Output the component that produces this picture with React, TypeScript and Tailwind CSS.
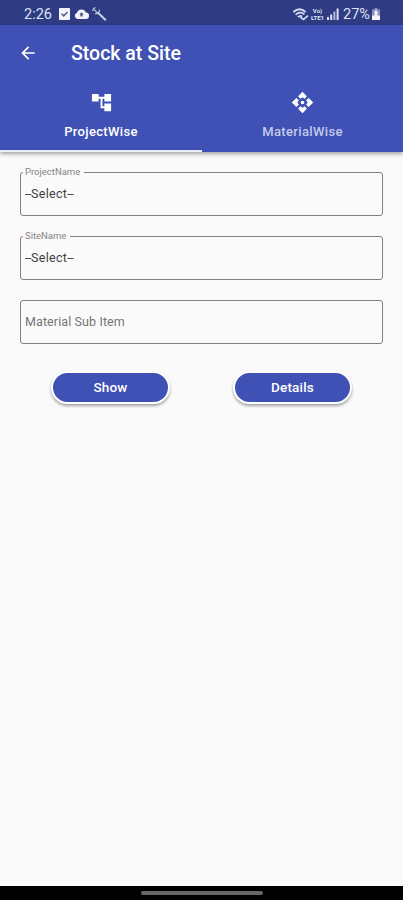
import React from "react";
import { MdAccountTree, MdArrowBack } from "react-icons/md";

function StatusBar() {
  return (
    <div className="flex h-[25px] shrink-0 items-center bg-[#2f3c84] pt-[3px] pl-[24px] text-[14.5px] leading-none text-[#dfe2f3]">
      <span className="w-[28px] pt-[2px] whitespace-nowrap">2:26</span>
      <svg className="ml-[7px] h-[12px] w-[11px]" viewBox="0 0 11 12">
        <rect width="11" height="12" rx="1" fill="#f4f5fc" />
        <path d="M2.7 5.8l2 2.2 3.8-4" fill="none" stroke="#4d5789" strokeWidth="1.5" />
      </svg>
      <svg className="ml-[4px] h-[12px] w-[15px]" viewBox="0 0 15 12">
        <path d="M3.5 11A3.2 3.2 0 0 1 3 4.8 4.6 4.6 0 0 1 11.8 4.6 3.2 3.2 0 0 1 11.8 11z" fill="#f4f5fc" />
        <path d="M7.5 4.2L9.8 6.6H8.6v2H6.4v-2H5.2z" fill="#4d5789" />
      </svg>
      <svg className="ml-[3px] h-[14px] w-[15px]" viewBox="0 0 15 14" fill="none" stroke="#cbd0ea">
        <path d="M5.5 5.2l8.3 8" strokeWidth="2" />
        <path d="M3.6 .8A3 3 0 0 0 .8 4M2.2 2.6l3 3M7.4 2.6A3.4 3.4 0 0 1 6.4 5.6 3 3 0 0 1 3 6.4" strokeWidth="1.1" />
      </svg>
      <div className="grow" />
      <svg className="mr-[1px] h-[13px] w-[16px]" viewBox="0 0 16 13" fill="none" stroke="#d5d9ef">
        <path d="M.3 4Q6.5 -1.6 12.6 4M2.6 6.6Q7 2.8 11.4 6.3M5 9.2Q7 7 9 8.6" strokeWidth="1.9" />
        <path d="M7.5 9.2l3 2.2 4.5-3.8" strokeWidth="1.7" />
      </svg>
      <div className="flex w-[15px] flex-col items-center text-[6px] leading-[7px] font-bold">
        <span className="h-[6px] leading-[6px]">Vo)</span>
        <span className="h-[7px] whitespace-nowrap">LTE1</span>
      </div>
      <svg className="ml-[2px] h-[12px] w-[12px]" viewBox="0 0 12 12" fill="#dfe2f3">
        <rect y="9" width="2" height="3" />
        <rect x="3.2" y="6.5" width="2" height="5.5" />
        <rect x="6.4" y="3.5" width="2" height="8.5" opacity=".75" />
        <rect x="9.6" y="0.5" width="2" height="11.5" />
      </svg>
      <span className="ml-[4px] w-[29px] pt-[2px] whitespace-nowrap">27%</span>
      <svg className="mr-[23px] h-[12px] w-[8px]" viewBox="0 0 8 12">
        <path d="M2.6 0h2.8v1.3H7a1 1 0 0 1 1 1V11a1 1 0 0 1-1 1H1a1 1 0 0 1-1-1V2.3a1 1 0 0 1 1-1h1.6z" fill="#8b93c0" />
        <path d="M4 1.8l2.2 3.4H5.3v2.4H8V12H0V7.6h2.7V5.2h-.9z" fill="#f4f5fc" />
      </svg>
    </div>
  );
}

function ApiIcon() {
  return (
    <svg className="h-[23px] w-[23px]" viewBox="0 0 24 24" fill="white">
      <path d="M12 .8l4.6 4.8-2.3 2.6L12 6.6 9.7 8.2 7.4 5.6z" />
      <path d="M12 23.2l4.6-4.8-2.3-2.6-2.3 1.6-2.3-1.6-2.3 2.6z" />
      <path d="M.8 12l4.8-4.6 2.6 2.3L6.6 12l1.6 2.3-2.6 2.3z" />
      <path d="M23.2 12l-4.8-4.6-2.6 2.3 1.6 2.3-1.6 2.3 2.6 2.3z" />
      <circle cx="12" cy="12" r="1.9" />
    </svg>
  );
}

function SelectField({ label }: { label: string }) {
  return (
    <fieldset className="h-[49px] rounded-[3px] border border-[#808080] pl-[2px]">
      <legend className="h-[10px] pr-[4px] pl-[2px] text-[9.5px] leading-[10px] text-[#868686]">{label}</legend>
      <div className="pt-[9px] pl-[2px] text-[12.5px] leading-[16px] text-[#3f3f3f]">
        <span className="tracking-[-0.4px]">--</span>
        <span className="tracking-[0.3px]">Select</span>
        <span className="tracking-[-0.4px]">--</span>
      </div>
    </fieldset>
  );
}

function ActionButton({ text }: { text: string }) {
  return (
    <button className="h-[33px] w-[119px] rounded-full border-2 border-white bg-[#3f51b5] text-[13.5px] leading-none font-medium tracking-[0.2px] text-white shadow-[0_2px_3px_rgba(0,0,0,0.35)]">
      {text}
    </button>
  );
}

export default function App() {
  return (
    <div className="flex h-[900px] w-[403px] flex-col overflow-hidden bg-[#fafafa] font-['Roboto',sans-serif]">
      <StatusBar />
      <header className="h-[127px] shrink-0 bg-[#3f51b5] text-white shadow-[0_2px_4px_rgba(0,0,0,0.35)]">
        <div className="flex h-[55px] items-center pl-[18px]">
          <MdArrowBack size={20} />
          <h1 className="ml-[33px] pt-[2px] text-[19.5px] leading-none font-medium">Stock at Site</h1>
        </div>
        <div className="flex h-[72px]">
          <div className="flex w-[202px] flex-col items-center border-b-2 border-[#eceef9] pt-[11px]">
            <MdAccountTree size={23} />
            <span className="mt-[11px] text-[13px] leading-[14px] font-medium tracking-[0.35px]">ProjectWise</span>
          </div>
          <div className="flex w-[201px] flex-col items-center pt-[11px]">
            <ApiIcon />
            <span className="mt-[11px] text-[13px] leading-[14px] font-medium tracking-[0.35px] text-[#c3caea]">MaterialWise</span>
          </div>
        </div>
      </header>
      <main className="flex grow flex-col pr-[20px] pl-[20px] pt-[15px]">
        <SelectField label="ProjectName" />
        <div className="h-[15px]" />
        <SelectField label="SiteName" />
        <div className="mt-[20px] flex h-[44px] items-center rounded-[3px] border border-[#808080] pl-[4px] text-[12.5px] tracking-[0.1px] text-[#757575]">
          Material Sub Item
        </div>
        <div className="mt-[27px] flex gap-[63px] pl-[31px]">
          <ActionButton text="Show" />
          <ActionButton text="Details" />
        </div>
      </main>
      <div className="flex h-[14px] shrink-0 items-center justify-center bg-black">
        <div className="h-[4px] w-[122px] rounded-full bg-[#686868]" />
      </div>
    </div>
  );
}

^^^^^^^^

### Set task
Print out the material word for word, omitting the pictures.

### Written response
Output the component that produces this picture with React, TypeScript and Tailwind CSS.
import React from "react";
import { MdAccountTree, MdArrowBack } from "react-icons/md";

function StatusBar() {
  return (
    <div className="flex h-[25px] shrink-0 items-center bg-[#2f3c84] pt-[3px] pl-[24px] text-[14.5px] leading-none text-[#dfe2f3]">
      <span className="w-[28px] pt-[2px] whitespace-nowrap">2:26</span>
      <svg className="ml-[7px] h-[12px] w-[11px]" viewBox="0 0 11 12">
        <rect width="11" height="12" rx="1" fill="#f4f5fc" />
        <path d="M2.7 5.8l2 2.2 3.8-4" fill="none" stroke="#4d5789" strokeWidth="1.5" />
      </svg>
      <svg className="ml-[4px] h-[12px] w-[15px]" viewBox="0 0 15 12">
        <path d="M3.5 11A3.2 3.2 0 0 1 3 4.8 4.6 4.6 0 0 1 11.8 4.6 3.2 3.2 0 0 1 11.8 11z" fill="#f4f5fc" />
        <path d="M7.5 4.2L9.8 6.6H8.6v2H6.4v-2H5.2z" fill="#4d5789" />
      </svg>
      <svg className="ml-[3px] h-[14px] w-[15px]" viewBox="0 0 15 14" fill="none" stroke="#cbd0ea">
        <path d="M5.5 5.2l8.3 8" strokeWidth="2" />
        <path d="M3.6 .8A3 3 0 0 0 .8 4M2.2 2.6l3 3M7.4 2.6A3.4 3.4 0 0 1 6.4 5.6 3 3 0 0 1 3 6.4" strokeWidth="1.1" />
      </svg>
      <div className="grow" />
      <svg className="mr-[1px] h-[13px] w-[16px]" viewBox="0 0 16 13" fill="none" stroke="#d5d9ef">
        <path d="M.3 4Q6.5 -1.6 12.6 4M2.6 6.6Q7 2.8 11.4 6.3M5 9.2Q7 7 9 8.6" strokeWidth="1.9" />
        <path d="M7.5 9.2l3 2.2 4.5-3.8" strokeWidth="1.7" />
      </svg>
      <div className="flex w-[15px] flex-col items-center text-[6px] leading-[7px] font-bold">
        <span className="h-[6px] leading-[6px]">Vo)</span>
        <span className="h-[7px] whitespace-nowrap">LTE1</span>
      </div>
      <svg className="ml-[2px] h-[12px] w-[12px]" viewBox="0 0 12 12" fill="#dfe2f3">
        <rect y="9" width="2" height="3" />
        <rect x="3.2" y="6.5" width="2" height="5.5" />
        <rect x="6.4" y="3.5" width="2" height="8.5" opacity=".75" />
        <rect x="9.6" y="0.5" width="2" height="11.5" />
      </svg>
      <span className="ml-[4px] w-[29px] pt-[2px] whitespace-nowrap">27%</span>
      <svg className="mr-[23px] h-[12px] w-[8px]" viewBox="0 0 8 12">
        <path d="M2.6 0h2.8v1.3H7a1 1 0 0 1 1 1V11a1 1 0 0 1-1 1H1a1 1 0 0 1-1-1V2.3a1 1 0 0 1 1-1h1.6z" fill="#8b93c0" />
        <path d="M4 1.8l2.2 3.4H5.3v2.4H8V12H0V7.6h2.7V5.2h-.9z" fill="#f4f5fc" />
      </svg>
    </div>
  );
}

function ApiIcon() {
  return (
    <svg className="h-[23px] w-[23px]" viewBox="0 0 24 24" fill="white">
      <path d="M12 .8l4.6 4.8-2.3 2.6L12 6.6 9.7 8.2 7.4 5.6z" />
      <path d="M12 23.2l4.6-4.8-2.3-2.6-2.3 1.6-2.3-1.6-2.3 2.6z" />
      <path d="M.8 12l4.8-4.6 2.6 2.3L6.6 12l1.6 2.3-2.6 2.3z" />
      <path d="M23.2 12l-4.8-4.6-2.6 2.3 1.6 2.3-1.6 2.3 2.6 2.3z" />
      <circle cx="12" cy="12" r="1.9" />
    </svg>
  );
}

function SelectField({ label }: { label: string }) {
  return (
    <fieldset className="h-[49px] rounded-[3px] border border-[#808080] pl-[2px]">
      <legend className="h-[10px] pr-[4px] pl-[2px] text-[9.5px] leading-[10px] text-[#868686]">{label}</legend>
      <div className="pt-[9px] pl-[2px] text-[12.5px] leading-[16px] text-[#3f3f3f]">
        <span className="tracking-[-0.4px]">--</span>
        <span className="tracking-[0.3px]">Select</span>
        <span className="tracking-[-0.4px]">--</span>
      </div>
    </fieldset>
  );
}

function ActionButton({ text }: { text: string }) {
  return (
    <button className="h-[33px] w-[119px] rounded-full border-2 border-white bg-[#3f51b5] text-[13.5px] leading-none font-medium tracking-[0.2px] text-white shadow-[0_2px_3px_rgba(0,0,0,0.35)]">
      {text}
    </button>
  );
}

export default function App() {
  return (
    <div className="flex h-[900px] w-[403px] flex-col overflow-hidden bg-[#fafafa] font-['Roboto',sans-serif]">
      <StatusBar />
      <header className="h-[127px] shrink-0 bg-[#3f51b5] text-white shadow-[0_2px_4px_rgba(0,0,0,0.35)]">
        <div className="flex h-[55px] items-center pl-[18px]">
          <MdArrowBack size={20} />
          <h1 className="ml-[33px] pt-[2px] text-[19.5px] leading-none font-medium">Stock at Site</h1>
        </div>
        <div className="flex h-[72px]">
          <div className="flex w-[202px] flex-col items-center border-b-2 border-[#eceef9] pt-[11px]">
            <MdAccountTree size={23} />
            <span className="mt-[11px] text-[13px] leading-[14px] font-medium tracking-[0.35px]">ProjectWise</span>
          </div>
          <div className="flex w-[201px] flex-col items-center pt-[11px]">
            <ApiIcon />
            <span className="mt-[11px] text-[13px] leading-[14px] font-medium tracking-[0.35px] text-[#c3caea]">MaterialWise</span>
          </div>
        </div>
      </header>
      <main className="flex grow flex-col pr-[20px] pl-[20px] pt-[15px]">
        <SelectField label="ProjectName" />
        <div className="h-[15px]" />
        <SelectField label="SiteName" />
        <div className="mt-[20px] flex h-[44px] items-center rounded-[3px] border border-[#808080] pl-[4px] text-[12.5px] tracking-[0.1px] text-[#757575]">
          Material Sub Item
        </div>
        <div className="mt-[27px] flex gap-[63px] pl-[31px]">
          <ActionButton text="Show" />
          <ActionButton text="Details" />
        </div>
      </main>
      <div className="flex h-[14px] shrink-0 items-center justify-center bg-black">
        <div className="h-[4px] w-[122px] rounded-full bg-[#686868]" />
      </div>
    </div>
  );
}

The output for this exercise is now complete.